Drop every picture and give the entries back exactly.

> [Data records]:
<<<<
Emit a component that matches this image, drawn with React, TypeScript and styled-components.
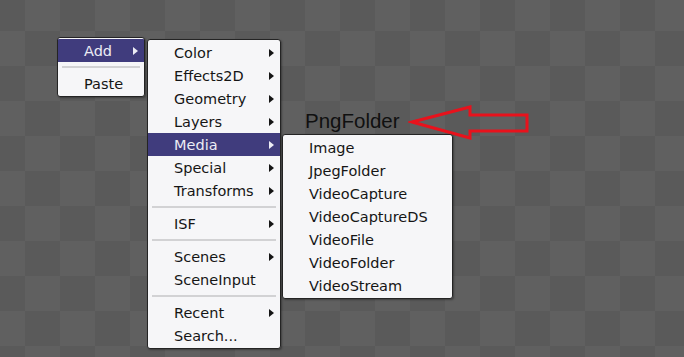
import React from "react";
import styled, { createGlobalStyle } from "styled-components";

const Global = createGlobalStyle`
  html, body { margin: 0; padding: 0; }
  body { width: 684px; height: 357px; overflow: hidden; }
`;

const Canvas = styled.div`
  position: relative;
  width: 684px;
  height: 357px;
  overflow: hidden;
  background: repeating-conic-gradient(#5a5a5a 0 25%, #606060 0 50%) 25px -4px / 70px 70px;
  font-family: "DejaVu Sans", Verdana, sans-serif;
`;

const Menu = styled.div<{ $top: number; $left: number; $width: number }>`
  position: absolute;
  top: ${(p) => p.$top}px;
  left: ${(p) => p.$left}px;
  width: ${(p) => p.$width}px;
  box-sizing: border-box;
  background: #f6f6f8;
  border: 1px solid #242424;
  border-radius: 3px;
  padding: 1px 0;
  box-shadow: 1px 1px 2px rgba(0, 0, 0, 0.35);
  display: flex;
  flex-direction: column;
  overflow: hidden;
`;

const Item = styled.div<{ $active?: boolean }>`
  height: 23px;
  display: flex;
  align-items: center;
  justify-content: space-between;
  padding: 0 6px 0 26px;
  font-size: 14.5px;
  color: ${(p) => (p.$active ? "#ececf4" : "#151515")};
  background: ${(p) => (p.$active ? "#403c7d" : "transparent")};
  white-space: nowrap;
`;

const Arrow = styled.span<{ $active?: boolean }>`
  width: 0;
  height: 0;
  border-top: 4px solid transparent;
  border-bottom: 4px solid transparent;
  border-left: 5px solid ${(p) => (p.$active ? "#ececf4" : "#151515")};
`;

const Separator = styled.div`
  height: 10px;
  display: flex;
  align-items: center;
  padding: 0 4px;
  &::after {
    content: "";
    flex: 1;
    height: 2px;
    background: #d2d2d4;
  }
`;

const Annotation = styled.div`
  position: absolute;
  left: 305px;
  top: 99px;
  height: 42px;
  display: flex;
  align-items: center;
  gap: 8px;
`;

const Note = styled.span`
  font-family: "Liberation Sans", Arial, sans-serif;
  font-size: 20.5px;
  line-height: 23px;
  color: #101010;
`;

type Entry = { label?: string; sub?: boolean; active?: boolean; sep?: boolean };

const MenuList = ({ items }: { items: Entry[] }) => (
  <>
    {items.map((it, i) =>
      it.sep ? (
        <Separator key={i} />
      ) : (
        <Item key={i} $active={it.active}>
          <span>{it.label}</span>
          {it.sub && <Arrow $active={it.active} />}
        </Item>
      )
    )}
  </>
);

const rootItems: Entry[] = [
  { label: "Add", sub: true, active: true },
  { sep: true },
  { label: "Paste" },
];

const addItems: Entry[] = [
  { label: "Color", sub: true },
  { label: "Effects2D", sub: true },
  { label: "Geometry", sub: true },
  { label: "Layers", sub: true },
  { label: "Media", sub: true, active: true },
  { label: "Special", sub: true },
  { label: "Transforms", sub: true },
  { sep: true },
  { label: "ISF", sub: true },
  { sep: true },
  { label: "Scenes", sub: true },
  { label: "SceneInput" },
  { sep: true },
  { label: "Recent", sub: true },
  { label: "Search..." },
];

const mediaItems: Entry[] = [
  { label: "Image" },
  { label: "JpegFolder" },
  { label: "VideoCapture" },
  { label: "VideoCaptureDS" },
  { label: "VideoFile" },
  { label: "VideoFolder" },
  { label: "VideoStream" },
];

export default function App() {
  return (
    <>
      <Global />
      <Canvas>
        <Annotation>
          <Note>PngFolder</Note>
          <svg width="124" height="42" viewBox="0 0 124 42">
            <polygon
              points="4,23 62,8 62,16 119,16 119,32 62,32 62,39"
              fill="none"
              stroke="#e8121c"
              strokeWidth="3"
            />
          </svg>
        </Annotation>
        <Menu $top={37} $left={57} $width={88}>
          <MenuList items={rootItems} />
        </Menu>
        <Menu $top={39} $left={147} $width={134}>
          <MenuList items={addItems} />
        </Menu>
        <Menu $top={134} $left={282} $width={171}>
          <MenuList items={mediaItems} />
        </Menu>
      </Canvas>
    </>
  );
}
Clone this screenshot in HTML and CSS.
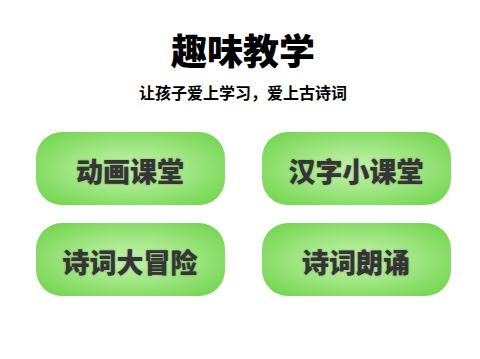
FILE: index.html
```html
<!DOCTYPE html>
<html lang="zh">
<head>
<meta charset="utf-8">
<link rel="stylesheet" href="styles.css">
</head>
<body>
<main class="page">
  <h1 class="title">趣味教学</h1>
  <p class="subtitle">让孩子爱上学习，爱上古诗词</p>
  <div class="grid">
    <div class="btn">动画课堂</div>
    <div class="btn">汉字小课堂</div>
    <div class="btn">诗词大冒险</div>
    <div class="btn">诗词朗诵</div>
  </div>
</main>
</body>
</html>
```
FILE: styles.css
```css
* { box-sizing: border-box; }
html, body { margin: 0; padding: 0; background: #fff; }
body {
  width: 480px;
  height: 359px;
  font-family: "Noto Sans CJK SC", "Noto Sans", sans-serif;
  color: #000;
}
.page {
  display: flex;
  flex-direction: column;
  align-items: center;
  padding-top: 27px;
  padding-left: 6px;
}
.title {
  margin: 0;
  font-size: 36px;
  font-weight: 900;
  line-height: 44px;
}
.subtitle {
  margin: 10px 0 0;
  font-size: 16px;
  font-weight: 700;
  line-height: 22px;
}
.grid {
  margin-top: 29px;
  display: grid;
  grid-template-columns: 189px 189px;
  column-gap: 37px;
  row-gap: 18px;
}
.btn {
  height: 73px;
  border-radius: 26px;
  background: radial-gradient(ellipse at center, #c2f2ab 0%, #a8e98c 35%, #6bd246 100%);
  display: flex;
  align-items: center;
  justify-content: center;
  font-size: 27px;
  font-weight: 900;
  color: #353535;
  padding-top: 3px;
  text-shadow: 0 0 2px rgba(0,0,0,0.35);
}
```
>>>>
> [Solution for this task]:
Emit a component that matches this image, drawn with React, TypeScript and styled-components.
import React from "react";
import styled, { createGlobalStyle } from "styled-components";

const Global = createGlobalStyle`
  html, body { margin: 0; padding: 0; }
  body { width: 684px; height: 357px; overflow: hidden; }
`;

const Canvas = styled.div`
  position: relative;
  width: 684px;
  height: 357px;
  overflow: hidden;
  background: repeating-conic-gradient(#5a5a5a 0 25%, #606060 0 50%) 25px -4px / 70px 70px;
  font-family: "DejaVu Sans", Verdana, sans-serif;
`;

const Menu = styled.div<{ $top: number; $left: number; $width: number }>`
  position: absolute;
  top: ${(p) => p.$top}px;
  left: ${(p) => p.$left}px;
  width: ${(p) => p.$width}px;
  box-sizing: border-box;
  background: #f6f6f8;
  border: 1px solid #242424;
  border-radius: 3px;
  padding: 1px 0;
  box-shadow: 1px 1px 2px rgba(0, 0, 0, 0.35);
  display: flex;
  flex-direction: column;
  overflow: hidden;
`;

const Item = styled.div<{ $active?: boolean }>`
  height: 23px;
  display: flex;
  align-items: center;
  justify-content: space-between;
  padding: 0 6px 0 26px;
  font-size: 14.5px;
  color: ${(p) => (p.$active ? "#ececf4" : "#151515")};
  background: ${(p) => (p.$active ? "#403c7d" : "transparent")};
  white-space: nowrap;
`;

const Arrow = styled.span<{ $active?: boolean }>`
  width: 0;
  height: 0;
  border-top: 4px solid transparent;
  border-bottom: 4px solid transparent;
  border-left: 5px solid ${(p) => (p.$active ? "#ececf4" : "#151515")};
`;

const Separator = styled.div`
  height: 10px;
  display: flex;
  align-items: center;
  padding: 0 4px;
  &::after {
    content: "";
    flex: 1;
    height: 2px;
    background: #d2d2d4;
  }
`;

const Annotation = styled.div`
  position: absolute;
  left: 305px;
  top: 99px;
  height: 42px;
  display: flex;
  align-items: center;
  gap: 8px;
`;

const Note = styled.span`
  font-family: "Liberation Sans", Arial, sans-serif;
  font-size: 20.5px;
  line-height: 23px;
  color: #101010;
`;

type Entry = { label?: string; sub?: boolean; active?: boolean; sep?: boolean };

const MenuList = ({ items }: { items: Entry[] }) => (
  <>
    {items.map((it, i) =>
      it.sep ? (
        <Separator key={i} />
      ) : (
        <Item key={i} $active={it.active}>
          <span>{it.label}</span>
          {it.sub && <Arrow $active={it.active} />}
        </Item>
      )
    )}
  </>
);

const rootItems: Entry[] = [
  { label: "Add", sub: true, active: true },
  { sep: true },
  { label: "Paste" },
];

const addItems: Entry[] = [
  { label: "Color", sub: true },
  { label: "Effects2D", sub: true },
  { label: "Geometry", sub: true },
  { label: "Layers", sub: true },
  { label: "Media", sub: true, active: true },
  { label: "Special", sub: true },
  { label: "Transforms", sub: true },
  { sep: true },
  { label: "ISF", sub: true },
  { sep: true },
  { label: "Scenes", sub: true },
  { label: "SceneInput" },
  { sep: true },
  { label: "Recent", sub: true },
  { label: "Search..." },
];

const mediaItems: Entry[] = [
  { label: "Image" },
  { label: "JpegFolder" },
  { label: "VideoCapture" },
  { label: "VideoCaptureDS" },
  { label: "VideoFile" },
  { label: "VideoFolder" },
  { label: "VideoStream" },
];

export default function App() {
  return (
    <>
      <Global />
      <Canvas>
        <Annotation>
          <Note>PngFolder</Note>
          <svg width="124" height="42" viewBox="0 0 124 42">
            <polygon
              points="4,23 62,8 62,16 119,16 119,32 62,32 62,39"
              fill="none"
              stroke="#e8121c"
              strokeWidth="3"
            />
          </svg>
        </Annotation>
        <Menu $top={37} $left={57} $width={88}>
          <MenuList items={rootItems} />
        </Menu>
        <Menu $top={39} $left={147} $width={134}>
          <MenuList items={addItems} />
        </Menu>
        <Menu $top={134} $left={282} $width={171}>
          <MenuList items={mediaItems} />
        </Menu>
      </Canvas>
    </>
  );
}
Clone this screenshot in HTML and CSS.
FILE: index.html
```html
<!DOCTYPE html>
<html lang="zh">
<head>
<meta charset="utf-8">
<link rel="stylesheet" href="styles.css">
</head>
<body>
<main class="page">
  <h1 class="title">趣味教学</h1>
  <p class="subtitle">让孩子爱上学习，爱上古诗词</p>
  <div class="grid">
    <div class="btn">动画课堂</div>
    <div class="btn">汉字小课堂</div>
    <div class="btn">诗词大冒险</div>
    <div class="btn">诗词朗诵</div>
  </div>
</main>
</body>
</html>
```
FILE: styles.css
```css
* { box-sizing: border-box; }
html, body { margin: 0; padding: 0; background: #fff; }
body {
  width: 480px;
  height: 359px;
  font-family: "Noto Sans CJK SC", "Noto Sans", sans-serif;
  color: #000;
}
.page {
  display: flex;
  flex-direction: column;
  align-items: center;
  padding-top: 27px;
  padding-left: 6px;
}
.title {
  margin: 0;
  font-size: 36px;
  font-weight: 900;
  line-height: 44px;
}
.subtitle {
  margin: 10px 0 0;
  font-size: 16px;
  font-weight: 700;
  line-height: 22px;
}
.grid {
  margin-top: 29px;
  display: grid;
  grid-template-columns: 189px 189px;
  column-gap: 37px;
  row-gap: 18px;
}
.btn {
  height: 73px;
  border-radius: 26px;
  background: radial-gradient(ellipse at center, #c2f2ab 0%, #a8e98c 35%, #6bd246 100%);
  display: flex;
  align-items: center;
  justify-content: center;
  font-size: 27px;
  font-weight: 900;
  color: #353535;
  padding-top: 3px;
  text-shadow: 0 0 2px rgba(0,0,0,0.35);
}
```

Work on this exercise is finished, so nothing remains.